━━━━━ Given material ━━━━━

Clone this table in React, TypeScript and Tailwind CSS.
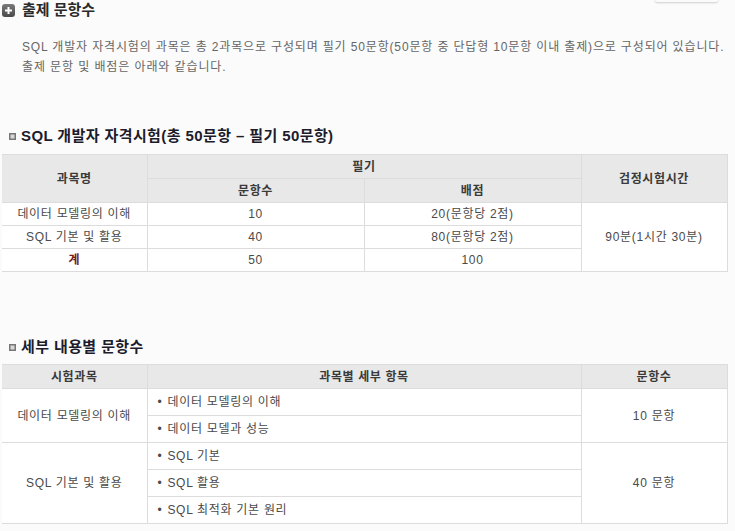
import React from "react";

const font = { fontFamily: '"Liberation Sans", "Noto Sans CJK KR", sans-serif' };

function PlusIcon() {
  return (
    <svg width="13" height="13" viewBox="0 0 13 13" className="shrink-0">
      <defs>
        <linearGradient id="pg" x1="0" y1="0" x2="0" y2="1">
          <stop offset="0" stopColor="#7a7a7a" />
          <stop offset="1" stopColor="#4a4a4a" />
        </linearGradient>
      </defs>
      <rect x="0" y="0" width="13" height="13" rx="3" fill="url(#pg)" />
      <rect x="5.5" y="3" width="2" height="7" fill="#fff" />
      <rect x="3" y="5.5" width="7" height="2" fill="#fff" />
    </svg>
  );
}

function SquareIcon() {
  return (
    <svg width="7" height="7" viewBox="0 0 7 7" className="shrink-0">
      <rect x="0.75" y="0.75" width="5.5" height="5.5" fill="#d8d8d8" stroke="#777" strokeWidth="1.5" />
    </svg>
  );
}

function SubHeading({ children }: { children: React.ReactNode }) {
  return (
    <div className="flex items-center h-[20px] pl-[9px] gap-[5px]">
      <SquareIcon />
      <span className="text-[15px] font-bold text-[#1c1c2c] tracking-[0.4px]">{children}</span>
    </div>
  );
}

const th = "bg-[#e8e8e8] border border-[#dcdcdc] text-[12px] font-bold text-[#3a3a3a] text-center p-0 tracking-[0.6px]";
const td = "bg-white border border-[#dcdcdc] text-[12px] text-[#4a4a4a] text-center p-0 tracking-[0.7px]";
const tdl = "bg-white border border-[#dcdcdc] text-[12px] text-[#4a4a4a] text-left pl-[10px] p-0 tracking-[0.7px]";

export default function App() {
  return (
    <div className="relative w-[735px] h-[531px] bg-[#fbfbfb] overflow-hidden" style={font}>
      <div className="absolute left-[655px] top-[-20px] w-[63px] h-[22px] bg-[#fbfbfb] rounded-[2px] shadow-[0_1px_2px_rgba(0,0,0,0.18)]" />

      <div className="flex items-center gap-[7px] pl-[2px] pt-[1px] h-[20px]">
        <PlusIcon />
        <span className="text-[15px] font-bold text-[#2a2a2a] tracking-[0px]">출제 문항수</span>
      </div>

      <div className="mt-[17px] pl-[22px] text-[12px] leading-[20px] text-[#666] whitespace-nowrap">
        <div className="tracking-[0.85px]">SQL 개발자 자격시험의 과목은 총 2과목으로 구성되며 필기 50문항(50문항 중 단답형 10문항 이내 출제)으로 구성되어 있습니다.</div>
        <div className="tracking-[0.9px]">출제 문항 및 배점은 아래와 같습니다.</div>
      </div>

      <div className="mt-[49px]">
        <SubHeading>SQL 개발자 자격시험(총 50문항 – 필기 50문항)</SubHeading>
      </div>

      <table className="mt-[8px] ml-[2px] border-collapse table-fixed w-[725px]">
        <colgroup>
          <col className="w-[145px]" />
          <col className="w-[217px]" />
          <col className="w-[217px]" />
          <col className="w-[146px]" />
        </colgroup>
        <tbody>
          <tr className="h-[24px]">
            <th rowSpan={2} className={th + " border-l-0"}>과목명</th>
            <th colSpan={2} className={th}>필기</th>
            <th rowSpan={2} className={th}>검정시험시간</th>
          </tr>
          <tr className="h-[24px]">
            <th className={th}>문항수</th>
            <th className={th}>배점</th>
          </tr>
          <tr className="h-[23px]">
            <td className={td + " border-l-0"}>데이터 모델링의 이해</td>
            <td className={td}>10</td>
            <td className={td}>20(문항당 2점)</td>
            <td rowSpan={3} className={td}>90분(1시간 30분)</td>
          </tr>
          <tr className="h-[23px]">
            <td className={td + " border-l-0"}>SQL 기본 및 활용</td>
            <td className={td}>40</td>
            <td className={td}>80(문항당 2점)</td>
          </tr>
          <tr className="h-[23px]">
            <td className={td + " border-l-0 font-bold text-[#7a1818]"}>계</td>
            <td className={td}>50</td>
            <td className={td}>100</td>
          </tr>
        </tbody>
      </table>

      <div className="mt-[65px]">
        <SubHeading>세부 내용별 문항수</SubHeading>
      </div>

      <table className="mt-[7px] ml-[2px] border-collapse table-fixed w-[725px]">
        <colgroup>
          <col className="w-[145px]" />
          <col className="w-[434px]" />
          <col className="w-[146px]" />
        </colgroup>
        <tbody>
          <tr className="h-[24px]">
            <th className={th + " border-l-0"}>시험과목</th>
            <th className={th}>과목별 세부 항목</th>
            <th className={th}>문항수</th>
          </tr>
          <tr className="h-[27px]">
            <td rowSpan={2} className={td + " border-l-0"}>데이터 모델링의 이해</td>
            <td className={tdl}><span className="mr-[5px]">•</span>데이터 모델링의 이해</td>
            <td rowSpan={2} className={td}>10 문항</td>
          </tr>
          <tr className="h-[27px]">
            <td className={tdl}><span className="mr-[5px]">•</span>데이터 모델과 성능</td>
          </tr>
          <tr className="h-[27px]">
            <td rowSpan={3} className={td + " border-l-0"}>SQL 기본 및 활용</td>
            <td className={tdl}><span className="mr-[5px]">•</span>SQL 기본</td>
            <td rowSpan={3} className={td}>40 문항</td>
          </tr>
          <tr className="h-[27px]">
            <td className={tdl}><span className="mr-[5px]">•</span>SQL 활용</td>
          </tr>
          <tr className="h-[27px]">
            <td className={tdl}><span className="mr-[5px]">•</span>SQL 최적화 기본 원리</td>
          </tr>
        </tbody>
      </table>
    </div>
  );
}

━━━━━

Stated task: Produce an exact copy of each line of data, skipping embedded images.

Solution to this exercise:
Clone this table in React, TypeScript and Tailwind CSS.
import React from "react";

const font = { fontFamily: '"Liberation Sans", "Noto Sans CJK KR", sans-serif' };

function PlusIcon() {
  return (
    <svg width="13" height="13" viewBox="0 0 13 13" className="shrink-0">
      <defs>
        <linearGradient id="pg" x1="0" y1="0" x2="0" y2="1">
          <stop offset="0" stopColor="#7a7a7a" />
          <stop offset="1" stopColor="#4a4a4a" />
        </linearGradient>
      </defs>
      <rect x="0" y="0" width="13" height="13" rx="3" fill="url(#pg)" />
      <rect x="5.5" y="3" width="2" height="7" fill="#fff" />
      <rect x="3" y="5.5" width="7" height="2" fill="#fff" />
    </svg>
  );
}

function SquareIcon() {
  return (
    <svg width="7" height="7" viewBox="0 0 7 7" className="shrink-0">
      <rect x="0.75" y="0.75" width="5.5" height="5.5" fill="#d8d8d8" stroke="#777" strokeWidth="1.5" />
    </svg>
  );
}

function SubHeading({ children }: { children: React.ReactNode }) {
  return (
    <div className="flex items-center h-[20px] pl-[9px] gap-[5px]">
      <SquareIcon />
      <span className="text-[15px] font-bold text-[#1c1c2c] tracking-[0.4px]">{children}</span>
    </div>
  );
}

const th = "bg-[#e8e8e8] border border-[#dcdcdc] text-[12px] font-bold text-[#3a3a3a] text-center p-0 tracking-[0.6px]";
const td = "bg-white border border-[#dcdcdc] text-[12px] text-[#4a4a4a] text-center p-0 tracking-[0.7px]";
const tdl = "bg-white border border-[#dcdcdc] text-[12px] text-[#4a4a4a] text-left pl-[10px] p-0 tracking-[0.7px]";

export default function App() {
  return (
    <div className="relative w-[735px] h-[531px] bg-[#fbfbfb] overflow-hidden" style={font}>
      <div className="absolute left-[655px] top-[-20px] w-[63px] h-[22px] bg-[#fbfbfb] rounded-[2px] shadow-[0_1px_2px_rgba(0,0,0,0.18)]" />

      <div className="flex items-center gap-[7px] pl-[2px] pt-[1px] h-[20px]">
        <PlusIcon />
        <span className="text-[15px] font-bold text-[#2a2a2a] tracking-[0px]">출제 문항수</span>
      </div>

      <div className="mt-[17px] pl-[22px] text-[12px] leading-[20px] text-[#666] whitespace-nowrap">
        <div className="tracking-[0.85px]">SQL 개발자 자격시험의 과목은 총 2과목으로 구성되며 필기 50문항(50문항 중 단답형 10문항 이내 출제)으로 구성되어 있습니다.</div>
        <div className="tracking-[0.9px]">출제 문항 및 배점은 아래와 같습니다.</div>
      </div>

      <div className="mt-[49px]">
        <SubHeading>SQL 개발자 자격시험(총 50문항 – 필기 50문항)</SubHeading>
      </div>

      <table className="mt-[8px] ml-[2px] border-collapse table-fixed w-[725px]">
        <colgroup>
          <col className="w-[145px]" />
          <col className="w-[217px]" />
          <col className="w-[217px]" />
          <col className="w-[146px]" />
        </colgroup>
        <tbody>
          <tr className="h-[24px]">
            <th rowSpan={2} className={th + " border-l-0"}>과목명</th>
            <th colSpan={2} className={th}>필기</th>
            <th rowSpan={2} className={th}>검정시험시간</th>
          </tr>
          <tr className="h-[24px]">
            <th className={th}>문항수</th>
            <th className={th}>배점</th>
          </tr>
          <tr className="h-[23px]">
            <td className={td + " border-l-0"}>데이터 모델링의 이해</td>
            <td className={td}>10</td>
            <td className={td}>20(문항당 2점)</td>
            <td rowSpan={3} className={td}>90분(1시간 30분)</td>
          </tr>
          <tr className="h-[23px]">
            <td className={td + " border-l-0"}>SQL 기본 및 활용</td>
            <td className={td}>40</td>
            <td className={td}>80(문항당 2점)</td>
          </tr>
          <tr className="h-[23px]">
            <td className={td + " border-l-0 font-bold text-[#7a1818]"}>계</td>
            <td className={td}>50</td>
            <td className={td}>100</td>
          </tr>
        </tbody>
      </table>

      <div className="mt-[65px]">
        <SubHeading>세부 내용별 문항수</SubHeading>
      </div>

      <table className="mt-[7px] ml-[2px] border-collapse table-fixed w-[725px]">
        <colgroup>
          <col className="w-[145px]" />
          <col className="w-[434px]" />
          <col className="w-[146px]" />
        </colgroup>
        <tbody>
          <tr className="h-[24px]">
            <th className={th + " border-l-0"}>시험과목</th>
            <th className={th}>과목별 세부 항목</th>
            <th className={th}>문항수</th>
          </tr>
          <tr className="h-[27px]">
            <td rowSpan={2} className={td + " border-l-0"}>데이터 모델링의 이해</td>
            <td className={tdl}><span className="mr-[5px]">•</span>데이터 모델링의 이해</td>
            <td rowSpan={2} className={td}>10 문항</td>
          </tr>
          <tr className="h-[27px]">
            <td className={tdl}><span className="mr-[5px]">•</span>데이터 모델과 성능</td>
          </tr>
          <tr className="h-[27px]">
            <td rowSpan={3} className={td + " border-l-0"}>SQL 기본 및 활용</td>
            <td className={tdl}><span className="mr-[5px]">•</span>SQL 기본</td>
            <td rowSpan={3} className={td}>40 문항</td>
          </tr>
          <tr className="h-[27px]">
            <td className={tdl}><span className="mr-[5px]">•</span>SQL 활용</td>
          </tr>
          <tr className="h-[27px]">
            <td className={tdl}><span className="mr-[5px]">•</span>SQL 최적화 기본 원리</td>
          </tr>
        </tbody>
      </table>
    </div>
  );
}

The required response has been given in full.